Written instruction:
Read the listing and extract each line that includes the word "this".

Information provided:

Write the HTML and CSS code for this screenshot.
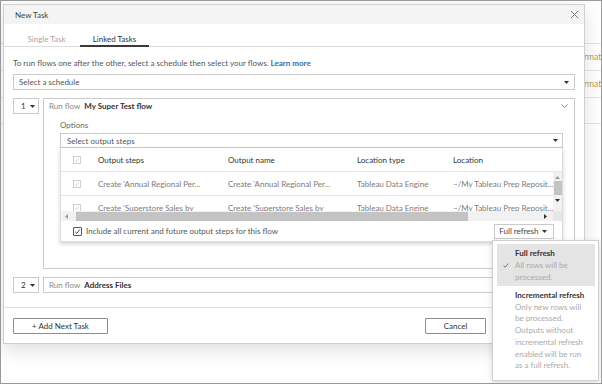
FILE: index.html
```html
<!DOCTYPE html>
<html>
<head>
<meta charset="utf-8">
<title>New Task</title>
<link rel="stylesheet" href="styles.css">
</head>
<body>
<div class="frame">
  <div class="page">
    <div class="page-head"></div>
    <div class="page-row">rmat</div>
    <div class="page-row">rmat</div>
    <div class="page-row"></div>
  </div>

  <div class="modal">
    <div class="modal-header">
      <span class="modal-title">New Task</span>
      <svg class="close" width="9" height="9" viewBox="0 0 9 9"><path d="M1 1L8 8M8 1L1 8" stroke="#777" stroke-width="1" fill="none"/></svg>
    </div>
    <div class="tabs">
      <div class="tab tab-single">Single Task</div>
      <div class="tab tab-linked active">Linked Tasks</div>
    </div>
    <div class="body">
      <p class="intro">To run flows one after the other, select a schedule then select your flows. <a class="learn">Learn more</a></p>
      <div class="select">
        <span>Select a schedule</span>
        <svg class="caret" width="5" height="3" viewBox="0 0 5 3"><path d="M0 0H5L2.5 3Z" fill="#333"/></svg>
      </div>

      <div class="task">
        <div class="num"><span>1</span><svg class="caret" width="5" height="3" viewBox="0 0 5 3"><path d="M0 0H5L2.5 3Z" fill="#333"/></svg></div>
        <div class="flow">
          <div class="flow-head">
            <span class="run">Run flow</span><span class="flow-name">My Super Test flow</span>
            <svg class="chev" width="7" height="4" viewBox="0 0 7 4"><path d="M0.5 0.5L3.5 3.5L6.5 0.5" stroke="#777" stroke-width="0.9" fill="none"/></svg>
          </div>
          <div class="options">
            <div class="opt-label">Options</div>
            <div class="select select-steps">
              <span>Select output steps</span>
              <svg class="caret" width="5" height="3" viewBox="0 0 5 3"><path d="M0 0H5L2.5 3Z" fill="#333"/></svg>
            </div>
            <div class="panel">
              <div class="grid-row grid-head">
                <div class="c1"><span class="cb cb-off"><svg width="6" height="6" viewBox="0 0 6 6"><path d="M1 3.2L2.4 4.6L5 1.4" stroke="#ccc" stroke-width="0.8" fill="none"/></svg></span></div>
                <div class="c2">Output steps</div>
                <div class="c3">Output name</div>
                <div class="c4">Location type</div>
                <div class="c5">Location</div>
              </div>
              <div class="grid-body">
                <div class="rows">
                  <div class="grid-row">
                    <div class="c1"><span class="cb cb-off"><svg width="6" height="6" viewBox="0 0 6 6"><path d="M1 3.2L2.4 4.6L5 1.4" stroke="#ccc" stroke-width="0.8" fill="none"/></svg></span></div>
                    <div class="c2">Create 'Annual Regional Per...</div>
                    <div class="c3">Create 'Annual Regional Per...</div>
                    <div class="c4">Tableau Data Engine</div>
                    <div class="c5">~/My Tableau Prep Reposit...</div>
                  </div>
                  <div class="grid-row">
                    <div class="c1"><span class="cb cb-off"><svg width="6" height="6" viewBox="0 0 6 6"><path d="M1 3.2L2.4 4.6L5 1.4" stroke="#ccc" stroke-width="0.8" fill="none"/></svg></span></div>
                    <div class="c2">Create 'Superstore Sales by</div>
                    <div class="c3">Create 'Superstore Sales by</div>
                    <div class="c4">Tableau Data Engine</div>
                    <div class="c5">~/My Tableau Prep Reposit...</div>
                  </div>
                </div>
                <div class="vscroll">
                  <svg class="arrow" width="5" height="3" viewBox="0 0 5 3"><path d="M0 3H5L2.5 0Z" fill="#999"/></svg>
                  <div class="vthumb"></div>
                  <svg class="arrow" width="5" height="3" viewBox="0 0 5 3"><path d="M0 0H5L2.5 3Z" fill="#333"/></svg>
                </div>
              </div>
              <div class="hscroll">
                <div class="htrack">
                  <svg class="arrow" width="3" height="5" viewBox="0 0 3 5"><path d="M3 0V5L0 2.5Z" fill="#999"/></svg>
                  <div class="hthumb"></div>
                  <svg class="arrow" width="3" height="5" viewBox="0 0 3 5"><path d="M0 0V5L3 2.5Z" fill="#333"/></svg>
                </div>
                <div class="corner"></div>
              </div>
              <div class="include">
                <span class="cb cb-on"><svg width="7" height="7" viewBox="0 0 7 7"><path d="M1.2 3.8L2.8 5.4L5.8 1.4" stroke="#333" stroke-width="0.9" fill="none"/></svg></span>
                <span class="include-text">Include all current and future output steps for this flow</span>
                <div class="refresh-btn"><span>Full refresh</span><svg class="caret" width="5" height="3" viewBox="0 0 5 3"><path d="M0 0H5L2.5 3Z" fill="#333"/></svg></div>
              </div>
            </div>
          </div>
        </div>
      </div>

      <div class="task task-2">
        <div class="num"><span>2</span><svg class="caret" width="5" height="3" viewBox="0 0 5 3"><path d="M0 0H5L2.5 3Z" fill="#333"/></svg></div>
        <div class="flow flow-closed">
          <div class="flow-head">
            <span class="run">Run flow</span><span class="flow-name">Address Files</span>
          </div>
        </div>
      </div>
    </div>
    <div class="footer">
      <button class="btn btn-add">+ Add Next Task</button>
      <button class="btn btn-cancel">Cancel</button>
    </div>
  </div>

  <div class="menu">
    <div class="menu-item selected">
      <svg class="check" width="6" height="5" viewBox="0 0 6 5"><path d="M0.6 2.6L2 4.2L5.4 0.6" stroke="#555" stroke-width="0.8" fill="none"/></svg>
      <div class="menu-title">Full refresh</div>
      <div class="menu-desc">All rows will be<br>processed.</div>
    </div>
    <div class="menu-item">
      <div class="menu-title">Incremental refresh</div>
      <div class="menu-desc">Only new rows will<br>be processed.<br>Outputs without<br>incremental refresh<br>enabled will be run<br>as a full refresh.</div>
    </div>
  </div>
</div>
</body>
</html>
```

FILE: styles.css
```css
* { box-sizing: border-box; }
html, body { margin: 0; padding: 0; background: #fff; }
body { font-family: Lato, "Liberation Sans", sans-serif; font-size: 8px; color: #333; }

.frame {
  position: relative;
  width: 602px;
  height: 384px;
  border: 1px solid #9a9a9a;
  overflow: hidden;
  background: #fff;
}

/* page behind the modal */
.page { width: 100%; }
.page-head { height: 43px; border-bottom: 1px solid #e4e4e4; }
.page-row {
  height: 27px;
  border-bottom: 1px solid #e4e4e4;
  padding-left: 583px;
  line-height: 27px;
  color: #b89858;
  white-space: nowrap;
  font-size: 8.5px;
}
.page-row:last-child { height: 26px; }

/* modal */
.modal {
  position: absolute;
  left: 2px;
  top: 3px;
  width: 582px;
  height: 340px;
  border: 1px solid #cfcfcf;
  background: #fff;
  box-shadow: 0 6px 18px rgba(0,0,0,0.13);
  display: flex;
  flex-direction: column;
}
.modal-header {
  height: 19px;
  background: #f4f4f4;
  display: flex;
  align-items: center;
  justify-content: space-between;
  padding: 0 5px 0 11px;
}
.modal-title { color: #444; font-size: 8px; }
.close { display: block; }

.tabs {
  height: 23px;
  display: flex;
  border-bottom: 1px solid #dcdcdc;
  padding-left: 9px;
}
.tab {
  height: 22px;
  padding-top: 10px;
  line-height: 10px;
  text-align: center;
  white-space: nowrap;
}
.tab-single { width: 67px; color: #a6a6a6; }
.tab-linked { width: 69px; color: #333; border-bottom: 2px solid #3a3a3a; height: 23px; }

.body { padding: 0 9px; }
.intro {
  margin: 10px 0 5px;
  line-height: 12px;
  color: #555;
  white-space: nowrap;
}
.learn { color: #1f6fb4; font-weight: 700; }

.select {
  height: 16px;
  border: 1px solid #cacaca;
  display: flex;
  align-items: center;
  justify-content: space-between;
  padding: 0 5px 0 5px;
  color: #555;
}
.caret { display: block; }

.task { display: flex; margin-top: 8px; align-items: flex-start; }
.task-2 { margin-top: 8px; }
.num {
  width: 26px;
  height: 16px;
  border: 1px solid #cacaca;
  display: flex;
  align-items: center;
  gap: 4px;
  padding-left: 7px;
  flex: none;
}
.flow {
  flex: 1;
  margin-left: 4px;
  border: 1px solid #cacaca;
  padding-bottom: 26px;
}
.flow-closed { padding-bottom: 0; height: 16px; }
.flow-head {
  height: 14px;
  display: flex;
  align-items: center;
  padding: 0 5px;
}
.run { color: #8a8a8a; margin-right: 4px; }
.flow-name { color: #333; font-weight: 700; }
.chev { margin-left: auto; margin-right: 1px; display: block; }

.options { padding: 7px 11px 0 16px; }
.opt-label { line-height: 10px; color: #666; margin-bottom: 3px; }
.select-steps { height: 15px; padding-left: 6px; padding-right: 4px; }

.panel {
  border: 1px solid #dedede;
  border-top: none;
  background: #fff;
  box-shadow: 0 2px 4px rgba(0,0,0,0.18);
}
.grid-row {
  display: flex;
  height: 24px;
  align-items: center;
  border-bottom: 1px solid #e6e6e6;
  white-space: nowrap;
  color: #7a7a7a;
}
.grid-head { color: #333; }
.grid-row > div { overflow: hidden; }
.c1 { width: 37px; flex: none; padding-left: 12px; }
.c2 { width: 130px; flex: none; }
.c3 { width: 129px; flex: none; }
.c4 { width: 96px; flex: none; }
.c5 { flex: 1; min-width: 0; }

.cb {
  display: flex;
  align-items: center;
  justify-content: center;
  width: 8px;
  height: 8px;
  border: 1px solid #cfcfcf;
  background: #fff;
}
.cb svg { display: block; }
.cb-on { width: 9px; height: 9px; border: 1px solid #555; border-radius: 1px; flex: none; }

.grid-body { display: flex; height: 39px; }
.rows { flex: 1; overflow: hidden; min-width: 0; }
.vscroll {
  width: 9px;
  flex: none;
  background: #f1f1f1;
  display: flex;
  flex-direction: column;
  align-items: center;
  padding-top: 4px;
}
.vthumb { width: 8px; height: 14px; background: #c3c3c3; margin: 2px 0 4px; }

.hscroll { display: flex; height: 10px; }
.htrack {
  flex: 1;
  background: #f1f1f1;
  display: flex;
  align-items: center;
  padding: 0 6px 0 4px;
}
.hthumb { width: 392px; height: 9px; background: #c3c3c3; margin-left: 8px; margin-right: auto; }
.corner { width: 9px; background: #e6e6e6; }
.arrow { display: block; flex: none; }

.include {
  height: 20px;
  display: flex;
  align-items: center;
  padding: 0 8px 0 12px;
}
.include-text { margin-left: 4px; color: #555; white-space: nowrap; }
.refresh-btn {
  margin-left: auto;
  width: 60px;
  height: 15px;
  border: 1px solid #cacaca;
  background: #fff;
  display: flex;
  align-items: center;
  justify-content: space-between;
  padding: 0 6px 0 4px;
  color: #444;
}

.footer {
  margin-top: auto;
  border-top: 1px solid #dedede;
  padding: 10px 9px 8px;
  display: flex;
  justify-content: space-between;
  height: 36px;
}
.btn {
  font-family: inherit;
  font-size: 8px;
  height: 16px;
  border: 1px solid #8c8c8c;
  border-radius: 1px;
  background: #fff;
  color: #333;
  padding: 0;
}
.btn-add { width: 95px; }
.btn-cancel { width: 61px; margin-right: 89px; }

/* dropdown menu */
.menu {
  position: absolute;
  left: 491px;
  top: 239px;
  width: 107px;
  padding: 3px 3px 5px 4px;
  background: #fff;
  border: 1px solid #d0d0d0;
  box-shadow: 0 2px 6px rgba(0,0,0,0.15);
}
.menu-item {
  position: relative;
  padding: 3px 4px 3px 18px;
  line-height: 12px;
}
.menu-item.selected { background: #e4e4e4; }
.menu-title { font-weight: 700; color: #333; }
.menu-desc { color: #aaa; line-height: 12px; }
.menu-item + .menu-item { padding-top: 4px; line-height: 11.7px; }
.menu-item + .menu-item .menu-desc { line-height: 11.7px; }
.check { position: absolute; left: 6px; top: 19px; }
```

Correct answer:
Write the HTML and CSS code for this screenshot.
                <span class="include-text">Include all current and future output steps for this flow</span>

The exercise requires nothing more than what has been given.